È una scrittura ondivaga quella di Piergiorgio Casotti, e Uppa, cronache groenlandesi (Italo Svevo, 2023, pagine 334, 20 euro) un sorprendente libro di scoperta, un diario di viaggio e in soggettiva al presente, iniziato nel 2009 e finito di scrivere dopo dieci anni di ricognizioni nella Groenlandia dell’Est.

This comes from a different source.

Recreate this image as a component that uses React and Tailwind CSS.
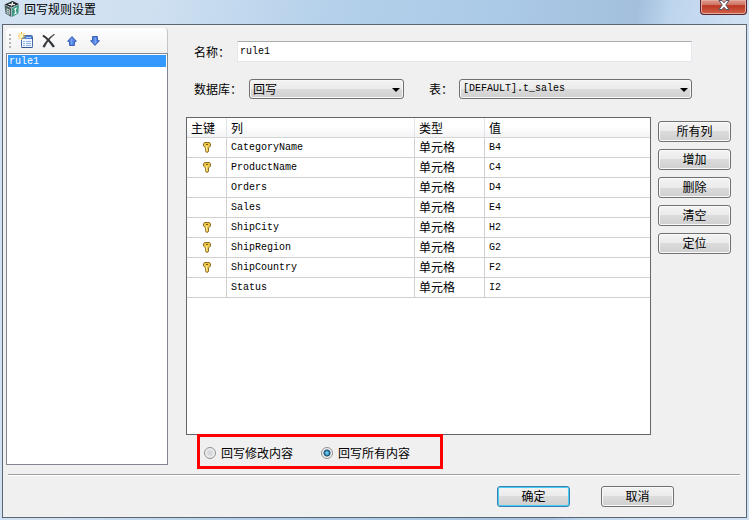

L’autore è un fotografo e un viaggiatore, infatti il libro conserva gli aspetti visivi ed epifanici della meraviglia, il senso profondo dell’osservare e del vedere come forma profonda di conoscenza umana, che è da sempre anche la cifra del reportage narrativo. Il demone che lo spinge a fare questa esperienza è la sopraggiunta «paura di morire» che lo coglie dopo la l’improvvisa scomparsa del padre. Siamo in una «terra desolatamente splendida», misteriosa, inospitale, abitata da soli 55 mila Inuit, l’isola più grande del mondo dove l’80 per cento della superficie è ricoperta da ghiaccio perenne, una terra nullius, «che non appartiene a nessuno», contesa tra Danimarca e Norvegia, che l’autore scopre con i sensi scoperti e ci mostra attraverso delle istantanee liriche in bianco e nero che diventano testo, racconto, intrecciandosi e riverberando con le parole.

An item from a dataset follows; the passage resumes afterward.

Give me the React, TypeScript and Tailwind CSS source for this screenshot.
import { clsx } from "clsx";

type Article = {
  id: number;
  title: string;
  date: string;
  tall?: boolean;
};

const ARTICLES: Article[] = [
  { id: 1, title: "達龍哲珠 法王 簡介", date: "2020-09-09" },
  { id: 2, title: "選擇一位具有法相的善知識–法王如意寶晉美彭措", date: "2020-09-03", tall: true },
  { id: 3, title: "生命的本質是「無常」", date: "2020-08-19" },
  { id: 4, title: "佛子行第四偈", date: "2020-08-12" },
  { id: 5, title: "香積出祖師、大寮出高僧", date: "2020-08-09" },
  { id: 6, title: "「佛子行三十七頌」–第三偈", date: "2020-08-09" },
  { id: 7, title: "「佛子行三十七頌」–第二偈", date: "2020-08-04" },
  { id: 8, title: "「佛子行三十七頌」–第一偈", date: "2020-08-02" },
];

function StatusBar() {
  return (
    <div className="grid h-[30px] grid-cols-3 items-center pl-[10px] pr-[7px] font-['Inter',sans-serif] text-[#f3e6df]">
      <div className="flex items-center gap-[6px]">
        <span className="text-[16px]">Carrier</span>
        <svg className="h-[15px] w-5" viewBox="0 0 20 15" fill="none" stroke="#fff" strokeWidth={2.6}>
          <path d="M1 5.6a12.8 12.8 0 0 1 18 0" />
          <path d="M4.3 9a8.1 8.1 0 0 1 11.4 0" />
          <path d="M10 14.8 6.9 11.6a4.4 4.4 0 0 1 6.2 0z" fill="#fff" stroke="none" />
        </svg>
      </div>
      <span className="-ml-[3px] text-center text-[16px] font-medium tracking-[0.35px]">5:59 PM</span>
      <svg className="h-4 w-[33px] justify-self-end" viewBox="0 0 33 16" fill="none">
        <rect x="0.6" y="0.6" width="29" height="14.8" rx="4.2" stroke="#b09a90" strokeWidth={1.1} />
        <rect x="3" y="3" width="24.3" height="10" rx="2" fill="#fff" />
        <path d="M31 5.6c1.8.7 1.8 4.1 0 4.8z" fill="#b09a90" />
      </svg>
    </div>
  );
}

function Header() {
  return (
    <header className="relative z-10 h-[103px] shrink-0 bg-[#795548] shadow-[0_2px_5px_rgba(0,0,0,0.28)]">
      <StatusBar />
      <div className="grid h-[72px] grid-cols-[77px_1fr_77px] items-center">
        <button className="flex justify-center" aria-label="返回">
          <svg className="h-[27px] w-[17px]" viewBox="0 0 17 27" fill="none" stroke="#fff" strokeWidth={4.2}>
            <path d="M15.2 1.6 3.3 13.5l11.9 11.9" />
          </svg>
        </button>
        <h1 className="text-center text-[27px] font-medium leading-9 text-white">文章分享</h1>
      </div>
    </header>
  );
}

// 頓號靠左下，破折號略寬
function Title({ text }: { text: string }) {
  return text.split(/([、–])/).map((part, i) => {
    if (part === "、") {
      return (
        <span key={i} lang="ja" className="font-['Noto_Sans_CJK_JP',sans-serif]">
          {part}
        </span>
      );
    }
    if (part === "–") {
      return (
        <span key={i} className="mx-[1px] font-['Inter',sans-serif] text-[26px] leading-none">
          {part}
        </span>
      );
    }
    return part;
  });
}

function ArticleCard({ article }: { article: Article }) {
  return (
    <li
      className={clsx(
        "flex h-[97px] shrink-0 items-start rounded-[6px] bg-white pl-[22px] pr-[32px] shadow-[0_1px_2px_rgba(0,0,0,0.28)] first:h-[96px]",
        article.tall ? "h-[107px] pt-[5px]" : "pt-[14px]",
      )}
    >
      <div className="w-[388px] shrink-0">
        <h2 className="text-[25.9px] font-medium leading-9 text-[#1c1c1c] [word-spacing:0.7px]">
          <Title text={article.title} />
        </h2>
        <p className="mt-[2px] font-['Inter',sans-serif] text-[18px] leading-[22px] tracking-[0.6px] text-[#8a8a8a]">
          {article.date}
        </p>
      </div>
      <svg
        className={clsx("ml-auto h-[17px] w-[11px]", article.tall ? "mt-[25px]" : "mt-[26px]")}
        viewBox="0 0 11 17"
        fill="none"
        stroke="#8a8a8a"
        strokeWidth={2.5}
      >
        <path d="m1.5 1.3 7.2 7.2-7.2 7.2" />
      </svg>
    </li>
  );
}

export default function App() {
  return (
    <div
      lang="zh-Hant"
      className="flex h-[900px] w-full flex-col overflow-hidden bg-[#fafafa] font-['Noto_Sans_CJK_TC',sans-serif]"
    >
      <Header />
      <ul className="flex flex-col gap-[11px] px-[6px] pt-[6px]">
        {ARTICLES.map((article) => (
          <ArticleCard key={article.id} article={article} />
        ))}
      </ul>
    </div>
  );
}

La scrittura è diretta, naturale, efficacissima, il più delle volte descrive e non cerca mai l’esercizio di stile, serve ad accompagnarci in questi luoghi «lasciati ai margini della cronaca» che il reporter di Reggio Emilia penetra mimetizzandosi nelle comunità, partecipando ai party, ai matrimoni, ai viaggi in auto, perdendosi per le strade ghiacciate, andando a pescare o frequentando i bar e parlando con la gente, vivendo nelle case degli altri e diventando alla fine uno di loro come tutti i narratori empatici, allargando di volta in volta il suo «network artico».

Il titolo non poteva essere più azzeccato perché Uppa vuol dire forse, «la parola più usata a Tasiilaq e la più sottintesa per qualsiasi cosa riguardi la vita di un essere umano in Groenlandia». Nel libro c’è una forte componente di apprendimento della realtà fisica, geografica, l’attrazione fatale per «il freddo, l’isolamento, il silenzio», ma anche quella non meno importante dell’antropologia sociale colta senza psicologismi ma nella sua verità esistenziale, lì dove «ogni anno quasi il 25 per cento dei ragazzi tenta il suicidio. E quasi il 2 per cento ci riesce», il più alto tasso di suicidi giovanili al mondo.

Casotti nei molti viaggi fatti, qui «sintetizzati in sette capitoli- stagioni», come avverte in una nota, scopre che durante le giornate interminabili l’alcol scorre a fiumi a Kulusuk o a Tasiilaq, bere forte diventa l’unica fuga possibile, i rapporti famigliari hanno subito un bing bang, coglie il mal de vivre groenlandese lì dove molti ragazzi pensano al suicidio, o hanno tentato di farsi fuori già molte volte, «per alcuni ragazzi il suicidio è cool, gli amici si ricorderanno di te», come gli spiega Kaale, conosciuto a una festa, uno dei molti che incontra e con i quali parla, mentre Ole gli confessa che sua madre si è suicidata, e anche suo zio, «si è sparato», e pure il cugino, nonostante nei luoghi dove vivono l’incomunicabilità è già di per sé un codice, «il silenzio tra le persone è più simile a un linguaggio che a un’assenza di contenuto», sentenzia.

Il racconto vivente di Piergiorgio Casotti avvince anche quando racconta la quotidianità più assoluta, o quando descrive gli interni delle case, le nature morte negli appartamenti, oppure le tante persone come Peter il pescatore, Michael, Martha che ha una cicatrice sotto l’occhio sinistro perché si è sparata col fucile, o Gerda, che «la si vede girare per il paese alla guida di un vecchio furgoncino Volkswagen rosa anni Sessanta», che ha aperto una libreria a Tasiilaq, la quale gli confessa di vendere pochi libri, contrariamente a quanto forse si aspettasse: «Si vendono principalmente ai danesi che vivono qui e a qualche turista, ma ci sono due libri che i locali hanno comprato. Uno è sull’interpretazione dei sogni e l’altro sulle esperienze di premorte». E Tatzi che all’ufficio di polizia gli rivela: «La vita e la morte hanno un diverso significato qui in Groenlandia. La vita arriva facilmente, la vita se ne va facilmente. La natura prende il sopravvento. Il suicidio è parte della nostra vita e della nostra cultura da centinaia di anni».